Die EMMA-Redaktion ließ mich im Vorgespräch wissen, ich solle bitte darauf achten, dass die von mir vorgestellten Schriftstellerinnen auch ein bisschen was mit frauenbewegten Themen zu tun haben. Ich muss sagen: Es ist fast unmöglich, eine Autorin zu finden, die nicht frauenbewegt ist, und es scheint darüber hinaus fast unmöglich, in Georgien einen männlichen Literaten zu finden. Es ist wirklich auffällig, wie viele gebildete, starke, souveräne Frauen einem schon bei so einem Kulturkurztrip begegnen.

Doch derjenige, der mich in die georgische Literatur hineinzog, war dann doch ein Mann (es bleibt der einzige, versprochen): Zu Beginn des (sehr lustigen) Buchs „Der Literaturexpress“ schildert Lasha Bugadze, wie der Ich-Erzähler und seine Freundin bombardiert werden, im Jahr 2008, im Kaukasuskrieg. In dieser plastischen Schilderung wurde mir klar, wie unterschiedlich die Erfahrungswelten der georgischen Freundin und mir sind, obwohl wir heute das gleiche Leben zu leben scheinen. Als Teenager einen solchen Krieg in deinem Land erlebt zu haben, was macht das mit einem?
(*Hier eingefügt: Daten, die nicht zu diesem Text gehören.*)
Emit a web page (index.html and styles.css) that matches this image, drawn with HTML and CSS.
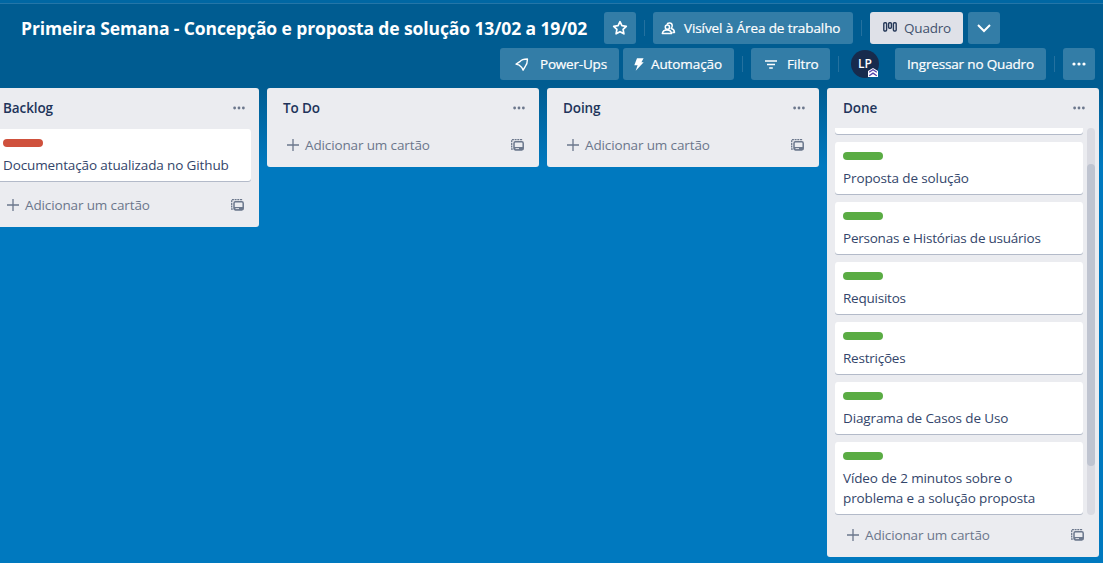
FILE: index.html
```html
<!DOCTYPE html>
<html lang="pt-BR">
<head>
<meta charset="utf-8">
<title>Primeira Semana</title>
<link rel="stylesheet" href="styles.css">
</head>
<body>
<svg class="defs" width="0" height="0">
  <symbol id="dots" viewBox="0 0 16 16"><circle cx="3" cy="8" r="1.6"/><circle cx="8" cy="8" r="1.6"/><circle cx="13" cy="8" r="1.6"/></symbol>
  <symbol id="plus" viewBox="0 0 12 12"><path d="M6 0v12M0 6h12" fill="none" stroke="currentColor" stroke-width="1.3"/></symbol>
  <symbol id="template" viewBox="0 0 13 12"><path d="M1.8 10.2H.7V.7h9.8v1" fill="none" stroke="currentColor" stroke-width="1.3" stroke-dasharray="2 .7"/><rect x="3" y="2.8" width="9.2" height="8.2" rx="1.4" fill="none" stroke="currentColor" stroke-width="1.5"/><path d="M3 8h9.2v3H3z"/><path d="M4.5 9.6h3.5" stroke="#ebecf0" stroke-width=".9"/></symbol>
</svg>
<div class="app">
  <div class="topbar"></div>
  <header class="header">
    <div class="row">
      <h1 class="title"><span>Primeira Semana - Concepção e proposta de solução 13/02 a 19/02</span></h1>
      <button class="btn square star"><svg width="16" height="16" viewBox="0 0 16 16"><path d="M8 1.7l1.9 4 4.4.6-3.2 3.1.8 4.4L8 11.7l-3.9 2.1.8-4.4L1.7 6.3l4.4-.6z" fill="none" stroke="currentColor" stroke-width="1.7" stroke-linejoin="round"/></svg></button>
      <i class="divider"></i>
      <button class="btn visibility"><svg width="15" height="13" viewBox="0 0 15 13"><g fill="none" stroke="currentColor" stroke-width="1.5" stroke-linejoin="round"><path d="M6 2.6C6.5.5 10.9.4 11.2 3.4c.1 1.4-.3 2.4-1 3.2 1.9.5 3.1 1.8 3.3 3.8h-2.2"/><circle cx="6.4" cy="5.2" r="2.1"/><path d="M1.3 11.6c.3-2.4 1.9-3.6 4.6-3.6s4.4 1.2 4.7 3.6z"/></g></svg><span>Visível à Área de trabalho</span></button>
      <i class="divider"></i>
      <button class="btn view"><svg width="14" height="10" viewBox="0 0 14 10"><g fill="none" stroke="currentColor" stroke-width="1.4"><rect x=".8" y=".8" width="2.8" height="8.2" rx="1"/><rect x="5.6" y=".8" width="2.8" height="5.4" rx="1"/><rect x="10.4" y=".8" width="2.8" height="8.2" rx="1"/></g></svg><span>Quadro</span></button>
      <button class="btn square chevron"><svg width="14" height="9" viewBox="0 0 14 9"><path d="M1 1l6 6 6-6" fill="none" stroke="currentColor" stroke-width="2"/></svg></button>
    </div>
    <div class="row second">
      <button class="btn powerups"><svg width="14" height="13" viewBox="0 0 14 13"><path d="M12.4 1C9 1 6.400 1.700 4.800 3.700L1.100 6.100 4.300 7.200 6.800 9.500 8.100 12.200 10.300 8.400C12 6.400 12.500 4 12.400 1z" fill="none" stroke="currentColor" stroke-width="1.4" stroke-linejoin="round"/></svg><span>Power-Ups</span></button>
      <button class="btn automation"><svg width="10" height="13" viewBox="0 0 10 13"><path d="M3 .2h6.6L7.4 4.3h2.3L1.700 12.800 3.600 7.200H.3z" fill="currentColor"/></svg><span>Automação</span></button>
      <i class="divider"></i>
      <button class="btn filter"><svg width="12" height="9" viewBox="0 0 12 9"><path d="M0 1h12M2 4.500h8M4.200 8h3.600" fill="none" stroke="currentColor" stroke-width="1.4"/></svg><span>Filtro</span></button>
      <i class="divider"></i>
      <div class="avatar">LP<svg class="badge" width="10" height="9" viewBox="0 0 10 9"><path d="M0 3L5 0l5 3v6H0z" fill="#fff"/><path d="M1.200 4.300L5 1.700l3.800 2.600M1.200 7.700L5 5.100l3.800 2.600" fill="none" stroke="#5243aa" stroke-width="1.3"/></svg></div>
      <button class="btn join"><span>Ingressar no Quadro</span></button>
      <i class="divider"></i>
      <button class="btn square"><svg width="16" height="16" fill="currentColor"><use href="#dots"/></svg></button>
    </div>
  </header>
  <main class="board">
    <section class="list">
      <div class="list-head"><h2>Backlog</h2><svg width="14" height="14"><use href="#dots"/></svg></div>
      <div class="cards">
        <article class="card wide"><i class="label red"></i><p>Documentação atualizada no Github</p></article>
      </div>
      <footer class="add"><svg width="12" height="12"><use href="#plus"/></svg><span>Adicionar um cartão</span><svg width="13" height="12"><use href="#template"/></svg></footer>
    </section>
    <section class="list">
      <div class="list-head"><h2>To Do</h2><svg width="14" height="14"><use href="#dots"/></svg></div>
      <footer class="add"><svg width="12" height="12"><use href="#plus"/></svg><span>Adicionar um cartão</span><svg width="13" height="12"><use href="#template"/></svg></footer>
    </section>
    <section class="list">
      <div class="list-head"><h2>Doing</h2><svg width="14" height="14"><use href="#dots"/></svg></div>
      <footer class="add"><svg width="12" height="12"><use href="#plus"/></svg><span>Adicionar um cartão</span><svg width="13" height="12"><use href="#template"/></svg></footer>
    </section>
    <section class="list">
      <div class="list-head"><h2>Done</h2><svg width="14" height="14"><use href="#dots"/></svg></div>
      <div class="scroller">
        <div class="cards">
          <article class="card cut"></article>
          <article class="card"><i class="label"></i><p>Proposta de solução</p></article>
          <article class="card"><i class="label"></i><p class="tight">Personas e Histórias de usuários</p></article>
          <article class="card"><i class="label"></i><p class="tight">Requisitos</p></article>
          <article class="card"><i class="label"></i><p class="tight">Restrições</p></article>
          <article class="card"><i class="label"></i><p>Diagrama de Casos de Uso</p></article>
          <article class="card"><i class="label"></i><p>Vídeo de 2 minutos sobre o<br>problema e a solução proposta</p></article>
        </div>
        <div class="track"><div class="thumb"></div></div>
      </div>
      <footer class="add"><svg width="12" height="12"><use href="#plus"/></svg><span>Adicionar um cartão</span><svg width="13" height="12"><use href="#template"/></svg></footer>
    </section>
  </main>
</div>
</body>
</html>
```

FILE: styles.css
```css
* { box-sizing: border-box; }
body { margin: 0; font: 13.5px/20px "Open Sans", "Noto Sans", sans-serif; color: #172b4d; }
h1, h2, p { margin: 0; }
svg { display: block; flex: none; }
.defs { position: absolute; }
.app { width: 1103px; height: 563px; overflow: hidden; background: #0079bf; display: flex; flex-direction: column; }
.topbar { height: 4px; flex: none; background: #0067a3; border-bottom: 1px solid #2476a8; }
.header { height: 82px; flex: none; padding: 8px 8px 0 21px; background: #005c91; color: #fff; }
.row { display: flex; height: 32px; align-items: center; }
.second { margin-top: 4px; justify-content: flex-end; }
.title { width: 583px; font-size: 17.5px; line-height: 32px; font-weight: 700; white-space: nowrap; letter-spacing: -.11px; }
.btn { height: 32px; padding: 0; border: 0; border-radius: 3px; background: #337da7; color: #fff; font: 13.5px/20px "Open Sans", "Noto Sans", sans-serif; letter-spacing: -.1px; display: flex; align-items: center; flex: none; white-space: nowrap; -webkit-text-stroke: .2px currentColor; }
.square { width: 32px; justify-content: center; }
.divider { width: 1px; height: 16px; margin: 0 8px; flex: none; background: #24719f; }
.visibility { width: 200px; padding-left: 8px; gap: 8px; }
.view { width: 93px; padding-left: 13px; gap: 7px; background: #dfe1e8; color: #42526e; margin-right: 5px; letter-spacing: -.2px; -webkit-text-stroke: 0; }
.view svg { color: #253858; margin-top: -3px; }
.powerups { width: 119px; padding-left: 15px; gap: 11px; margin-right: 4px; letter-spacing: -.2px; }
.automation { width: 111px; padding-left: 11px; gap: 7px; }
.filter { width: 79px; padding-left: 14px; gap: 10px; }
.avatar { position: relative; width: 28px; height: 28px; margin: 0 16px 0 4px; border-radius: 50%; background: #172b4d; font-size: 12px; line-height: 27px; font-weight: 600; text-align: center; }
.badge { position: absolute; right: 1px; bottom: 1px; }
.join { width: 151px; padding-left: 12px; letter-spacing: -.16px; }
.board { flex: 1; min-height: 0; display: flex; align-items: flex-start; gap: 8px; padding-top: 2px; margin-left: -13px; background: linear-gradient(#005c91, rgba(0,121,191,0) 80px); }
.list { width: 272px; flex: none; border-radius: 3px; background: #ebecf0; }
.list-head { height: 40px; padding: 0 13px 0 16px; display: flex; align-items: center; justify-content: space-between; fill: #6b778c; }
h2 { font-size: 13.5px; line-height: 20px; font-weight: 600; letter-spacing: -.1px; color: #21345a; }
.cards { padding: 1px 8px 0; flex: 1; }
.card { width: 248px; min-height: 52px; margin-bottom: 8px; padding: 10px 8px 6px; border-radius: 3px; background: #fff; box-shadow: 0 1px 0 #b3bac9; }
.card.wide { width: 256px; margin-bottom: 7px; }
.label { display: block; width: 40px; height: 8px; border-radius: 4px; background: #5aac44; margin-bottom: 8px; }
.red { background: #cf513d; }
.card p { line-height: 20px; color: #33456a; white-space: nowrap; letter-spacing: -.12px; }
.card p.tight { letter-spacing: -.23px; }
.card.cut { min-height: 0; height: 6px; padding: 0; border-radius: 0 0 3px 3px; }
.scroller { display: flex; height: 387px; overflow: hidden; }
.scroller .cards { padding-top: 0; padding-right: 4px; }
.track { width: 8px; flex: none; height: 387px; margin-right: 4px; border-radius: 4px; background: #dadbe2; padding-top: 36px; }
.thumb { height: 302px; border-radius: 4px; background: #bfc4d0; }
.add { height: 39px; padding: 0 15px 5px 20px; display: flex; align-items: center; color: #6b778c; fill: #6b778c; }
.add span { margin-left: 6px; flex: 1; letter-spacing: -.13px; }
.scroller + .add { height: 42px; padding-bottom: 2px; }
.cards + .add { padding-bottom: 6px; }
```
Es gibt zwei abtrünnige Gebiete auf georgischem Territorium: Die Regionen Abchasien und Südossetien. Sie werden von Russland unterstützt und faktisch kontrolliert; dort stehen seit 2008 russische Truppen. Georgien hofft dennoch nach wie vor auf Mitgliedschaft in EU und Nato.

In Georgien, genauer: in Gori, ist Stalin geboren; wie die Menschen dort mit diesem Erbe umgehen, ist seltsam – der Ort ist bis heute eine Art Kultstätte, inklusive Stalin-Streichhölzer und Stalin-­Gedichtbände, die man überreicht bekommt.

Ich bin auch durch die Straßen von Tiflis geschlendert, habe die buntgestrichenen Fassaden der Holzhäuser bestaunt und die Blumen, die dort an jeder Ecke verkauft werden. Ich habe das orthodoxe Kloster Dschwari besucht und hinunter ins Tal geblickt, wo die Flüsse Aragwi und Kura zusammenfließen. Ich bin über den Markt von Mzcheta gegangen und habe diese seltsamen, wurstförmigen Weingummi-Süßigkeiten probiert. Im georgischen Nationalmuseum in Tiflis habe ich uralte Schriften bestaunt, vor allem aber wunderschöne Gegenstände aus Gold, denn Gold wird seit Jahrtausenden aus den Bächen im Kaukasus gesiebt. Daher stammt auch der Mythos von Jason und dem goldenen Vlies: Georgien ist das antike Königreich Kolchis. Medea ist heute noch ein recht häufiger Frauenname in Georgien; und es leuchtet sofort ein, dass diese fremde, starke Königin, die zuerst das Vlies stehlen hilft und dann so furchtbare Taten vollbringt, Georgierin ist: Nichts an diesem Land, dieser Landschaft ist banal.

Die Nachnamen der Georgier und Georgierinnen enden nahezu alle auf -schwili oder auf -dse. „Schwili“ bedeutet Kind und „dse“ Sohn. Es ist also ein bisschen wie bei den Schweden mit ihrem -son, nur noch etwas einhelliger. Die Georgier und Georgierinnen scheinen ein nicht ganz unkompliziertes Verhältnis zu ihrer Sprache zu haben, vor allem zu ihrer Schrift, dieser seltsamen, uralten, ein wenig hebräisch anmutenden Schlangen- oder Brezelschrift. Jedenfalls handeln zwei der Geschichten, die ich in letzter Zeit gelesen habe, davon, wie schwer Georgisch für Kinder ist: In „Ich bin sie“, einem neueren Roman von Naira Gelaschwili, die man als Grande Dame der georgischen Literatur bezeichnen kann, klagt ein junges Mädchen, das in der Schule den mittelalterlichen Dichter Rustaweli lesen muss: „Was sind das für schreckliche Wörter. Ich kann sie kaum aussprechen!“

In „Techno der Jaguare“, einer schon 2013 auf Deutsch erschienenen Sammlung georgischer Erzählungen, gibt es eine Geschichte der jungen Schriftstellerin Ekaterine Togonidze, die von einer Journalistin handelt, die einen blinden Bildhauer porträtieren soll. Es entspinnt sich eine Art wundersame Horrornovelle, in der ebenfalls das entfremdete Verhältnis zur Schrift eine zentrale Rolle spielt.

Kurz: Georgien ist wirklich eines der seltsamsten und schönsten Länder der Welt.